Adaptou para os mais jovens “Os Lusíadas” (1980), “A Peregrinação” (1980), “A Morgadinha dos Canaviais” (1982) e “As Pupilas do Senhor Reitor (1984). Em 1982 recebeu o Grande Prémio da Literatura Infantil da Fundação Calouste Gulbenkian pelo conjunto da sua obra., onde ainda se incluem: “Meu Portugal, Meu Gigante” (1931); “Jesus Pequenino(1934), “A Última Varinha de Condão” (1941); “Historiazinha de Portugal” (1944; “A Última História de Xerazade” (1944; “Dona Maria de Trazer por Casa” (1947), “O Livro das Fábulas” (1950) ou  “A Viagem Maravilhosa de Comboio” (1956), num extraordinário conjunto de mais de 70 obras.

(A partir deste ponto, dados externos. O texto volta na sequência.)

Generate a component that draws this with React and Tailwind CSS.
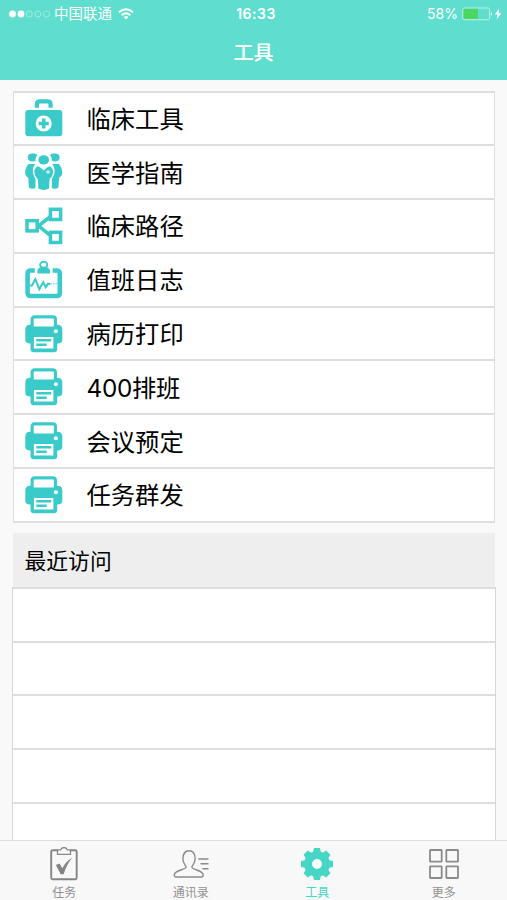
const TEAL = "#3bcaca";

function BagIcon() {
    return (
        <svg viewBox="0 0 38 38" className="h-[38px] w-[38px]" fill="none">
            <path d="M11.9 8.8V5.4q0-3 3-3h7.700q3 0 3 3v3.400" stroke={TEAL} strokeWidth="4.200" />
            <rect x="0.3" y="11" width="37" height="26.2" rx="3" fill={TEAL} />
            <circle cx="18.7" cy="24.5" r="8" fill="#fff" />
            <path d="M18.7 19.400v10.200M13.600 24.500h10.200" stroke={TEAL} strokeWidth="3.600" />
        </svg>
    );
}

function TeamIcon() {
    return (
        <svg viewBox="0 0 38 38" className="h-[38px] w-[38px]" fill={TEAL}>
            <path d="M2.800 4.400C2.800 1.600 5 .600 7.700.600c2.600 0 4.400.6 4.700 1.600-1.400 1.400-2 3-1.700 5.400-1 .9-2.100 1.100-3.200 1C4.600 8.400 2.800 6.900 2.800 4.400Z" />
            <path d="M34.600 4.400C34.600 1.600 32.400.600 29.700.600c-2.600 0-4.400.6-4.700 1.600 1.400 1.400 2 3 1.700 5.400 1 .9 2.100 1.100 3.200 1 2.900-.2 4.700-1.700 4.700-4.200Z" />
            <ellipse cx="18.700" cy="6.900" rx="5.300" ry="4.700" />
            <path d="M3.600 10.900h6.800c-1.900 2-2.800 4.500-2.600 7.600.2 2.800 1.300 5 2.700 7.200v9.400c-1.700 1.200-4.800.8-6.300-.4-.9-3-.5-6.700-.9-10C1 23.500 0 21.700.2 19.500c.1-3.200 1-6.500 3.400-8.600Z" />
            <path d="M33.800 10.900H27c1.900 2 2.800 4.500 2.600 7.600-.2 2.800-1.300 5-2.700 7.200v9.400c1.700 1.200 4.800.8 6.300-.4.9-3 .5-6.700.9-10 2.300-1.200 3.300-3 3.100-5.200-.1-3.200-1-6.500-3.400-8.600Z" />
            <path d="M12.500 13.300c1.900.3 4.200 2 6.200 4.300 2-2.300 4.300-4 6.200-4.300 2.200 1.300 3.400 3.700 3.100 6.500-.3 2.700-1.600 4.600-3.400 6.100l-.6 9.600c-2.600 1.900-8 1.900-10.600 0l-.6-9.600c-1.800-1.500-3.100-3.400-3.400-6.100-.3-2.800.9-5.200 3.100-6.500Z" />
            <path d="M20.900 19h4.400M23.100 17v4" stroke="#c5efee" strokeWidth="1.500" />
        </svg>
    );
}

function PathIcon() {
    return (
        <svg viewBox="0 0 38 38" className="h-[38px] w-[38px]" fill="none" stroke={TEAL} strokeWidth="3.500">
            <rect x="2" y="13.700" width="10.200" height="10.200" />
            <rect x="25.400" y="2.300" width="10.200" height="10.200" />
            <rect x="25.400" y="25.300" width="10.200" height="10.200" />
            <path d="M25.500 9.500 13.500 18.800l12 9.800" />
        </svg>
    );
}

function LogIcon() {
    return (
        <svg viewBox="0 0 38 38" className="h-[38px] w-[38px]" fill="none">
            <path d="M9.800 9.500H5.800q-3.200 0-3.200 3.200v19.100q0 3.200 3.200 3.200h25.800q3.200 0 3.200-3.200V12.700q0-3.200-3.200-3.200h-4" stroke={TEAL} strokeWidth="4.600" />
            <ellipse cx="18.700" cy="3.700" rx="3.600" ry="2.900" stroke={TEAL} strokeWidth="1.800" />
            <path d="M14.800 6.200h7.800l2.400 2.700v3.700H12.400V8.900Z" fill={TEAL} />
            <path d="M5 24.500h2l3.300-6.300 4 10 4-7 2.500 5 2-3.300h2.400" stroke={TEAL} strokeWidth="2.100" />
            <path d="M25.200 22.700h7" stroke={TEAL} strokeWidth="1.300" strokeDasharray="1.600 1" opacity=".6" />
        </svg>
    );
}

function PrintIcon() {
    return (
        <svg viewBox="0 0 38 38" className="h-[38px] w-[38px]" fill="none">
            <path d="M5 9.700h27.500q4.800 0 4.800 4.800v10.200q0 3.800-4.800 3.800h-.3V34q0 3.300-3.300 3.300H8.800q-3.300 0-3.300-3.300v-5.500H5q-4.700 0-4.700-3.800V14.500q0-4.800 4.700-4.800Z" fill={TEAL} />
            <path d="M7.200 12V4.400q0-2.400 2.400-2.400h18.300q2.400 0 2.400 2.400V12" stroke={TEAL} strokeWidth="3.300" />
            <path d="M8.800 3.600h19.900v7.900H8.800Z" fill="#fff" />
            <path d="M8.900 22h19.500v11.500H8.900Z" fill="#fff" />
            <path d="M11.300 25.200h14.900M11.300 29.700h10.400" stroke={TEAL} strokeWidth="2.600" />
            <circle cx="30.900" cy="16.300" r="2" fill="#fff" />
        </svg>
    );
}

function ClipboardIcon() {
    return (
        <svg viewBox="0 0 28 34" className="h-[34px] w-[28px]" fill="none" stroke="#858585">
            <path d="M7.500 3.200H2.700q-1.500 0-1.500 1.500v26q0 1.500 1.500 1.500h22.500q1.500 0 1.500-1.500v-26q0-1.500-1.500-1.500h-4.700" strokeWidth="1.900" />
            <path d="M7.500 2.900h3.300q.7-2.300 3.200-2.300t3.200 2.300h3.300v4.400h-13Z" strokeWidth="1.300" />
            <path d="m5.800 18 3.800-1.500 2.700 4.700c2.200-4.300 5-7.700 10-10.500-4 4.700-6.500 9.700-8.700 16.500h-2.900Z" fill="#858585" stroke="none" />
        </svg>
    );
}

function ContactsIcon() {
    return (
        <svg viewBox="0 0 36 28" className="h-[28px] w-[36px]" fill="none" stroke="#8b8b8b">
            <path d="M13.100 17.200c.2-1.500-3.200-3.700-3.200-8.200 0-5 2.300-8.200 6.100-8.200s6.100 3.200 6.100 8.200c0 4.500-3.400 6.700-3.200 8.200.2 2.500 11.300 3 11.300 7.800 0 1.400-.6 2-2 2H3.200c-1.400 0-2-.6-2-2 0-4.800 11.700-5.300 11.900-7.800Z" strokeWidth="1.400" />
            <path d="M25.300 9h10.200M27.500 13.700h8M29.500 18.700h6" strokeWidth="1.500" />
        </svg>
    );
}

function GearIcon() {
    return (
        <svg viewBox="-16 -16 32 32" className="h-8 w-8">
            <circle r="12.800" fill="#45d6c5" />
            <g fill="#45d6c5">
                {[0, 45, 90, 135, 180, 225, 270, 315].map((deg) => (
                    <path key={deg} d="M-4.300-10 -3-16H3L4.300-10Z" transform={`rotate(${deg})`} />
                ))}
            </g>
            <circle r="4.900" fill="#fafafa" />
        </svg>
    );
}

function MoreIcon() {
    return (
        <svg viewBox="0 0 30 30" className="h-[30px] w-[30px]" fill="none" stroke="#8b8b8b" strokeWidth="1.800">
            <rect x="1" y="1" width="11.700" height="11.700" rx=".5" />
            <rect x="17.300" y="1" width="11.700" height="11.700" rx=".5" />
            <rect x="1" y="17.300" width="11.700" height="11.700" rx=".5" />
            <rect x="17.300" y="17.300" width="11.700" height="11.700" rx=".5" />
        </svg>
    );
}

function StatusBar() {
    return (
        <div className="grid h-[27px] grid-cols-3 items-center pl-[9px] pr-[5px] text-[14px]">
            <div className="flex items-center">
                <svg viewBox="0 0 42 8" className="h-2 w-[42px]" fill="none">
                    <circle cx="3.500" cy="4" r="3.400" fill="#fff" />
                    <circle cx="12" cy="4" r="3.400" fill="#fff" />
                    <circle cx="20.300" cy="4" r="3" stroke="#b0efe5" strokeWidth=".8" />
                    <circle cx="28.900" cy="4" r="3" stroke="#b0efe5" strokeWidth=".8" />
                    <circle cx="37.500" cy="4" r="3" stroke="#b0efe5" strokeWidth=".8" />
                </svg>
                <span className="ml-[3px] text-[14.5px] whitespace-nowrap">中国联通</span>
                <svg viewBox="0 0 16 12" className="ml-[6px] h-3 w-4" fill="none" stroke="#fff" strokeWidth="2">
                    <path d="M1 4.300q7-6.200 14 0M3.700 7.200q4.300-3.800 8.600 0" />
                    <path d="m5.600 9 2.400 2.600L10.400 9Q8 7.200 5.600 9Z" fill="#fff" stroke="none" />
                </svg>
            </div>
            <span className="pl-px text-center font-semibold tracking-[0.5px]">16:33</span>
            <div className="flex items-center justify-end">
                <span className="text-[14px]">58%</span>
                <svg viewBox="0 0 32 14" className="ml-1 h-[14px] w-8" fill="none">
                    <rect x=".7" y="1" width="27" height="11.700" rx="1.500" stroke="#b9f2dd" />
                    <rect x="1.500" y="1.800" width="14.500" height="10.100" fill="#4bd763" />
                    <path d="M29 5q2 1.800 0 3.700Z" fill="#fff" />
                </svg>
                <svg viewBox="0 0 8 12" className="h-3 w-2" fill="#fff">
                    <path d="M5.200.5.800 6.500h2.700L2.600 11.500 7.300 5.300H4.500Z" />
                </svg>
            </div>
        </div>
    );
}

const tools = [
    { name: "临床工具", Icon: BagIcon },
    { name: "医学指南", Icon: TeamIcon },
    { name: "临床路径", Icon: PathIcon },
    { name: "值班日志", Icon: LogIcon },
    { name: "病历打印", Icon: PrintIcon },
    { name: "400排班", Icon: PrintIcon, tight: true },
    { name: "会议预定", Icon: PrintIcon },
    { name: "任务群发", Icon: PrintIcon },
];

const tabs = [
    { name: "任务", Icon: ClipboardIcon },
    { name: "通讯录", Icon: ContactsIcon },
    { name: "工具", Icon: GearIcon, active: true },
    { name: "更多", Icon: MoreIcon },
];

export default function App() {
    return (
        <div className="flex h-[900px] w-[507px] flex-col overflow-hidden bg-[#f9f9f9] font-[Inter,'Noto_Sans_CJK_SC',sans-serif] text-black">
            <header className="h-[79.500px] shrink-0 bg-[#5fdecf] text-white">
                <StatusBar />
                <h1 className="pt-px text-center text-[20px] leading-[50px] font-medium">工具</h1>
            </header>

            <main className="flex min-h-0 flex-1 flex-col overflow-hidden pt-[11px]">
                <ul className="ml-[13px] w-[482px] shrink-0 border-x-[1.500px] border-b-2 border-[#dedede] bg-white">
                    {tools.map(({ name, Icon, tight }) => (
                        <li key={name} className="flex h-[53.800px] items-center border-t-2 border-[#dedede] pl-[11px]">
                            <Icon />
                            <span className={`ml-[23.500px] pt-px text-[24.300px] leading-none ${tight ? "tracking-[-0.3px]" : ""}`}>{name}</span>
                        </li>
                    ))}
                </ul>

                <h2 className="mt-[10px] ml-[13px] h-[54px] w-[482px] shrink-0 bg-[#eeeeee] pl-[11.500px] text-[21.800px] leading-[56px]">最近访问</h2>
                <ul className="ml-3 w-[484px] shrink-0 border-x border-[#d8d8d8] bg-white">
                    {[0, 1, 2, 3, 4].map((row) => (
                        <li key={row} className="h-[53.800px] border-t-2 border-[#dedede]" />
                    ))}
                </ul>
            </main>

            <nav className="grid h-[60px] shrink-0 grid-cols-4 border-t border-[#dcdcdc] bg-[#f8f8f8] pl-px">
                {tabs.map(({ name, Icon, active }) => (
                    <div key={name} className={`flex flex-col items-center ${active ? "text-[#45d6c5]" : "text-[#929292]"}`}>
                        <div className="flex h-[45px] items-center">
                            <Icon />
                        </div>
                        <span className="text-[12px] leading-[14px]">{name}</span>
                    </div>
                ))}
            </nav>
        </div>
    );
}
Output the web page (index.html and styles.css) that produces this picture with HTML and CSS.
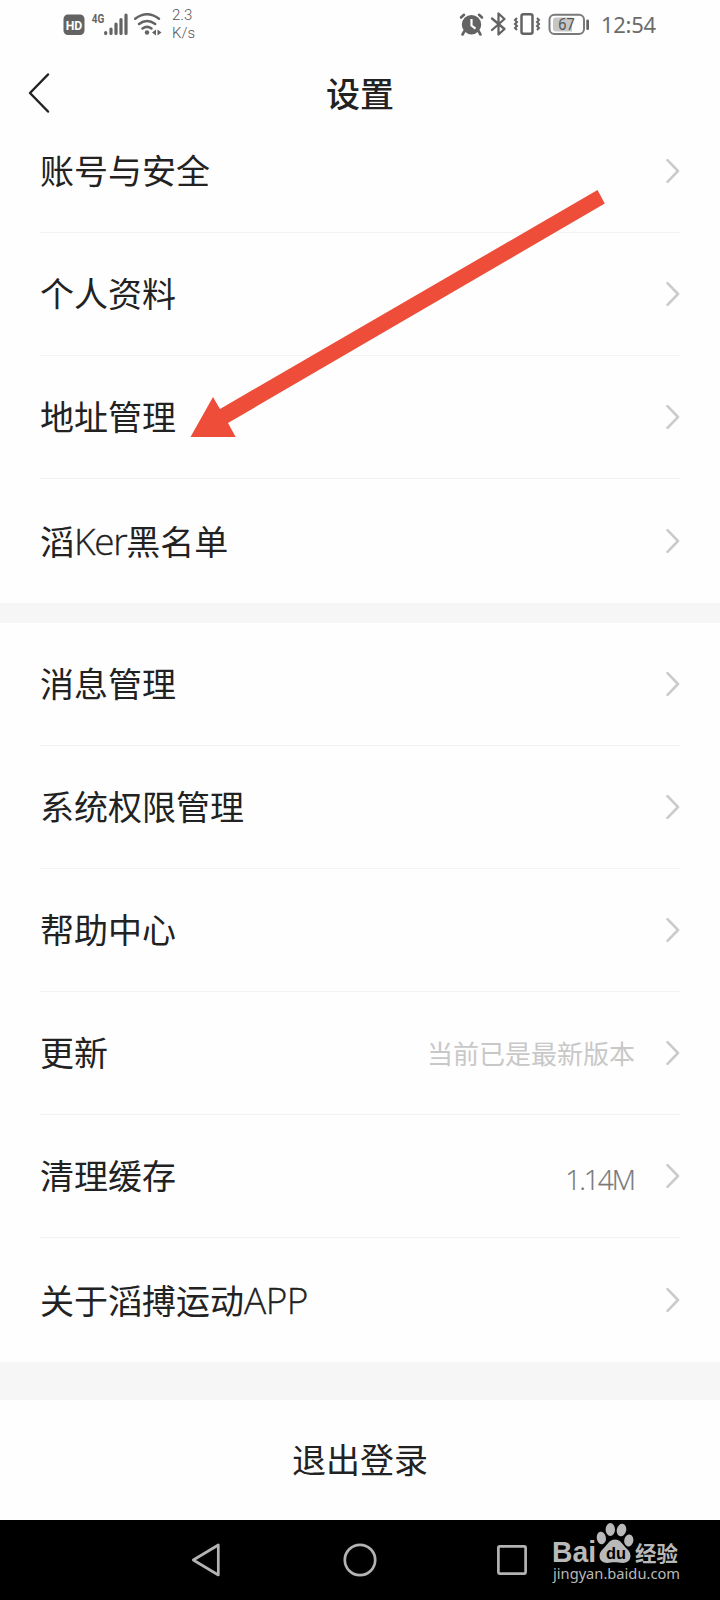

Podemos designá-lo como “O Mágico das Letras”, uma vez que não só foi um incansável cultor da divulgação literária, mas também um permanente pesquisador dos melhores autores nacionais e europeus na Banda Desenhada, a fim de desenvolver o interesse cultural e científico dos mais jovens, num momento em que era necessário romper com a elevada taxa de analfabetismo de que o país sofria. As resistências e as críticas de alguns não se aplicavam a Simões Müller, uma vez que foi um exemplo de cuidado extremo com a utilização da língua portuguesa.